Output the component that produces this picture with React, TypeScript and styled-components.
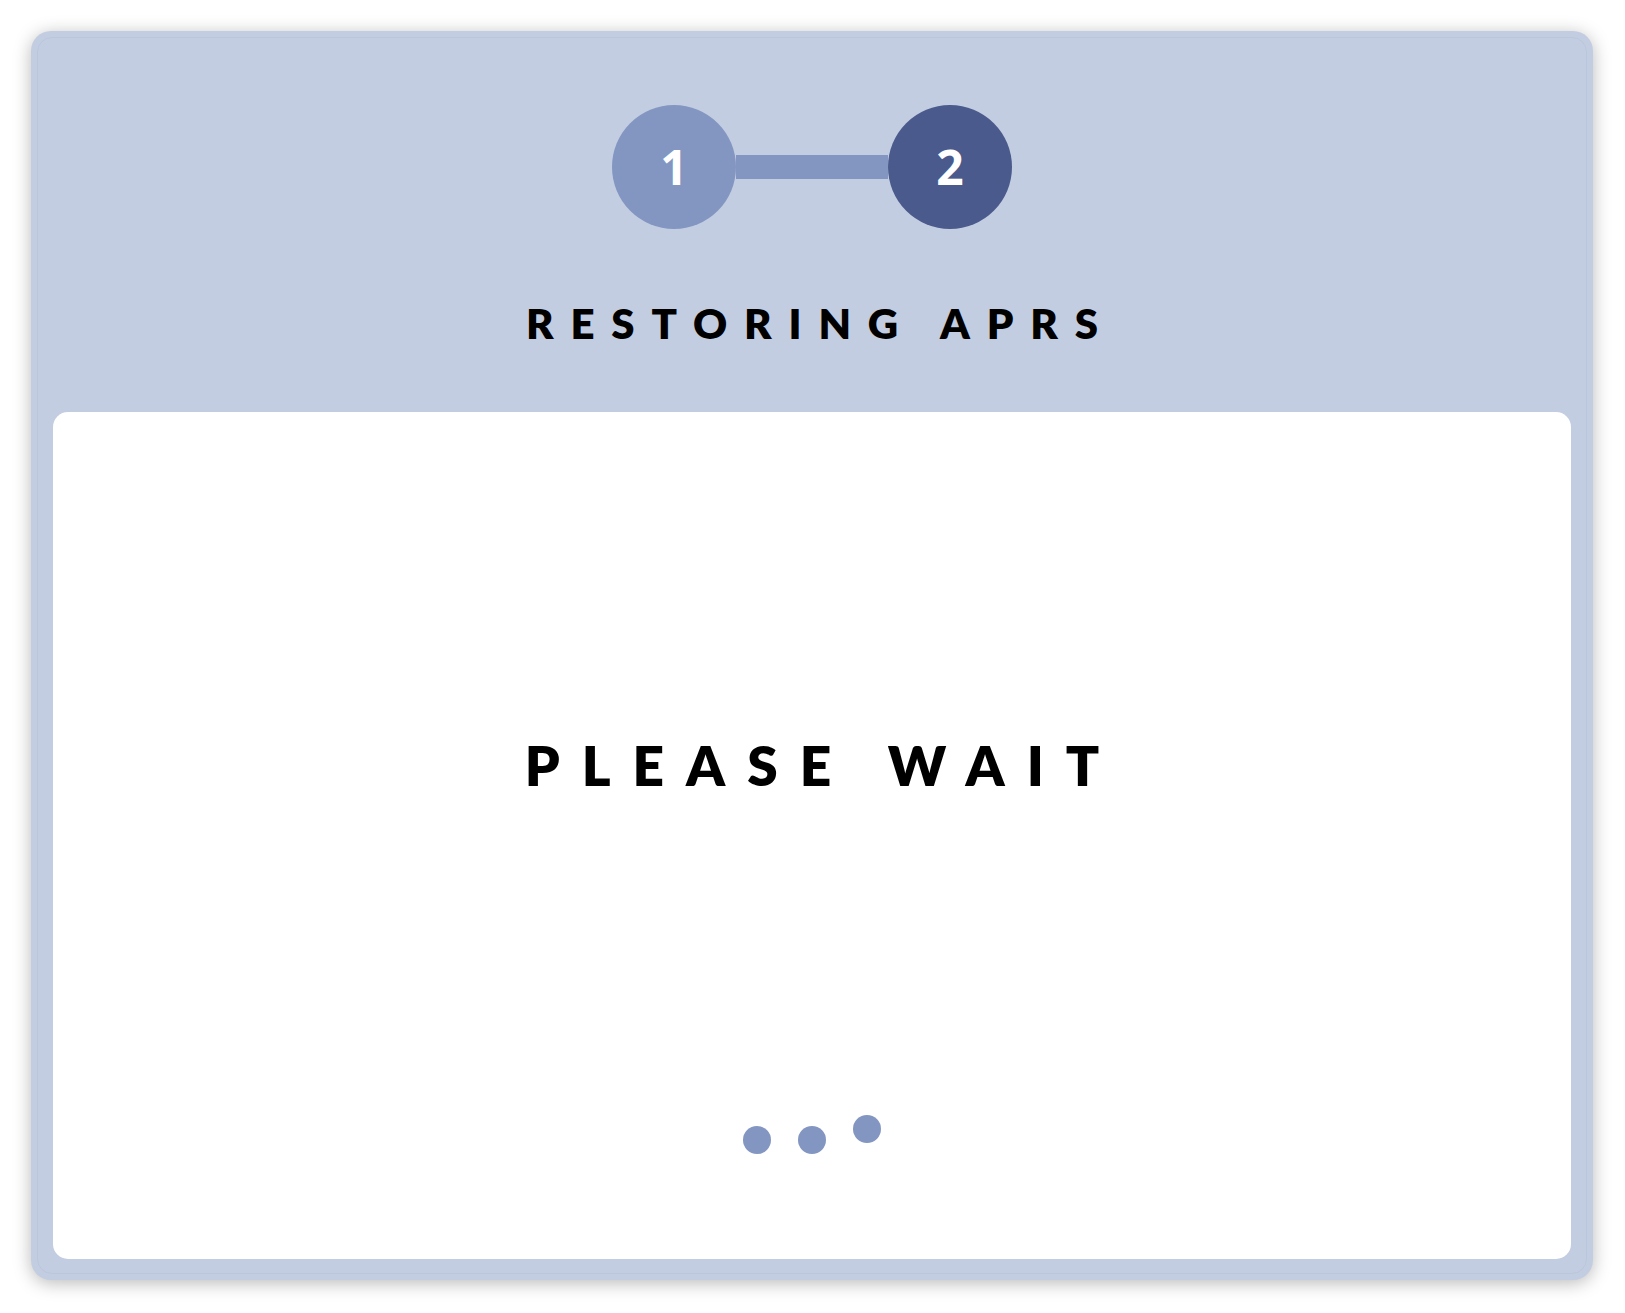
import React from 'react';
import styled, { createGlobalStyle } from 'styled-components';

const GlobalStyle = createGlobalStyle`
  html, body {
    margin: 0;
    padding: 0;
    background: #ffffff;
  }
  body {
    font-family: Lato, "Open Sans", Arial, sans-serif;
  }
`;

const STEPS = [1, 2];
const CURRENT_STEP = 2;

const App: React.FC = () => {
  return (
    <>
      <GlobalStyle />
      <Page>
        <Card>
          <Frame>
            <Stepper>
              {STEPS.map((step, i) => (
                <React.Fragment key={step}>
                  {i > 0 && <Connector />}
                  <StepCircle active={step === CURRENT_STEP}>{step}</StepCircle>
                </React.Fragment>
              ))}
            </Stepper>
            <StepTitle>Restoring APRs</StepTitle>
            <Panel>
              <WaitText>Please wait</WaitText>
              <Dots>
                <Dot />
                <Dot />
                <Dot lifted />
              </Dots>
            </Panel>
          </Frame>
        </Card>
      </Page>
    </>
  );
};

const Page = styled.div`
  box-sizing: border-box;
  min-height: 100vh;
  padding: 31px 32px 33px 31px;
  display: flex;
`;

const Card = styled.div`
  flex: 1;
  display: flex;
  padding: 6px;
  background: #c3cde1;
  border-radius: 20px;
  box-shadow: 0 3px 18px rgba(0, 0, 0, 0.28);
`;

const Frame = styled.div`
  flex: 1;
  display: flex;
  flex-direction: column;
  align-items: stretch;
  padding: 67px 15px 14px 15px;
  border: 1px solid rgba(110, 125, 165, 0.09);
  border-radius: 15px;
`;

const Stepper = styled.div`
  display: flex;
  align-items: center;
  justify-content: center;
`;

const StepCircle = styled.div<{ active?: boolean }>`
  width: 124px;
  height: 124px;
  border-radius: 50%;
  display: flex;
  align-items: center;
  justify-content: center;
  background: ${(p) => (p.active ? '#4a5a8c' : '#8396c2')};
  color: #ffffff;
  font-family: "Open Sans", sans-serif;
  font-weight: 700;
  font-size: 48px;
  line-height: 1;
`;

const Connector = styled.div`
  width: 152px;
  height: 24px;
  background: #8396c2;
`;

const StepTitle = styled.h2`
  margin: 73px 0 68px;
  padding-left: 0.4em;
  text-align: center;
  font-family: Lato, sans-serif;
  font-weight: 800;
  font-size: 42px;
  line-height: 1;
  letter-spacing: 0.4em;
  text-transform: uppercase;
  color: #000000;
`;

const Panel = styled.div`
  flex: 1;
  display: flex;
  flex-direction: column;
  align-items: center;
  padding-top: 326px;
  background: #ffffff;
  border-radius: 15px;
`;

const WaitText = styled.h1`
  margin: 0;
  padding-left: 0.4em;
  font-family: Lato, sans-serif;
  font-weight: 800;
  font-size: 55px;
  line-height: 1;
  letter-spacing: 0.4em;
  text-transform: uppercase;
  color: #000000;
`;

const Dots = styled.div`
  display: flex;
  align-items: center;
  gap: 27px;
  margin-top: 333px;
`;

const Dot = styled.span<{ lifted?: boolean }>`
  width: 28px;
  height: 28px;
  border-radius: 50%;
  background: #8396c2;
  transform: translateY(${(p) => (p.lifted ? '-11px' : '0')});
`;

export default App;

───

▸ Task: Using the data above, write out every line exactly, leaving the images behind.

▸ Solution to this problem:
Output the component that produces this picture with React, TypeScript and styled-components.
import React from 'react';
import styled, { createGlobalStyle } from 'styled-components';

const GlobalStyle = createGlobalStyle`
  html, body {
    margin: 0;
    padding: 0;
    background: #ffffff;
  }
  body {
    font-family: Lato, "Open Sans", Arial, sans-serif;
  }
`;

const STEPS = [1, 2];
const CURRENT_STEP = 2;

const App: React.FC = () => {
  return (
    <>
      <GlobalStyle />
      <Page>
        <Card>
          <Frame>
            <Stepper>
              {STEPS.map((step, i) => (
                <React.Fragment key={step}>
                  {i > 0 && <Connector />}
                  <StepCircle active={step === CURRENT_STEP}>{step}</StepCircle>
                </React.Fragment>
              ))}
            </Stepper>
            <StepTitle>Restoring APRs</StepTitle>
            <Panel>
              <WaitText>Please wait</WaitText>
              <Dots>
                <Dot />
                <Dot />
                <Dot lifted />
              </Dots>
            </Panel>
          </Frame>
        </Card>
      </Page>
    </>
  );
};

const Page = styled.div`
  box-sizing: border-box;
  min-height: 100vh;
  padding: 31px 32px 33px 31px;
  display: flex;
`;

const Card = styled.div`
  flex: 1;
  display: flex;
  padding: 6px;
  background: #c3cde1;
  border-radius: 20px;
  box-shadow: 0 3px 18px rgba(0, 0, 0, 0.28);
`;

const Frame = styled.div`
  flex: 1;
  display: flex;
  flex-direction: column;
  align-items: stretch;
  padding: 67px 15px 14px 15px;
  border: 1px solid rgba(110, 125, 165, 0.09);
  border-radius: 15px;
`;

const Stepper = styled.div`
  display: flex;
  align-items: center;
  justify-content: center;
`;

const StepCircle = styled.div<{ active?: boolean }>`
  width: 124px;
  height: 124px;
  border-radius: 50%;
  display: flex;
  align-items: center;
  justify-content: center;
  background: ${(p) => (p.active ? '#4a5a8c' : '#8396c2')};
  color: #ffffff;
  font-family: "Open Sans", sans-serif;
  font-weight: 700;
  font-size: 48px;
  line-height: 1;
`;

const Connector = styled.div`
  width: 152px;
  height: 24px;
  background: #8396c2;
`;

const StepTitle = styled.h2`
  margin: 73px 0 68px;
  padding-left: 0.4em;
  text-align: center;
  font-family: Lato, sans-serif;
  font-weight: 800;
  font-size: 42px;
  line-height: 1;
  letter-spacing: 0.4em;
  text-transform: uppercase;
  color: #000000;
`;

const Panel = styled.div`
  flex: 1;
  display: flex;
  flex-direction: column;
  align-items: center;
  padding-top: 326px;
  background: #ffffff;
  border-radius: 15px;
`;

const WaitText = styled.h1`
  margin: 0;
  padding-left: 0.4em;
  font-family: Lato, sans-serif;
  font-weight: 800;
  font-size: 55px;
  line-height: 1;
  letter-spacing: 0.4em;
  text-transform: uppercase;
  color: #000000;
`;

const Dots = styled.div`
  display: flex;
  align-items: center;
  gap: 27px;
  margin-top: 333px;
`;

const Dot = styled.span<{ lifted?: boolean }>`
  width: 28px;
  height: 28px;
  border-radius: 50%;
  background: #8396c2;
  transform: translateY(${(p) => (p.lifted ? '-11px' : '0')});
`;

export default App;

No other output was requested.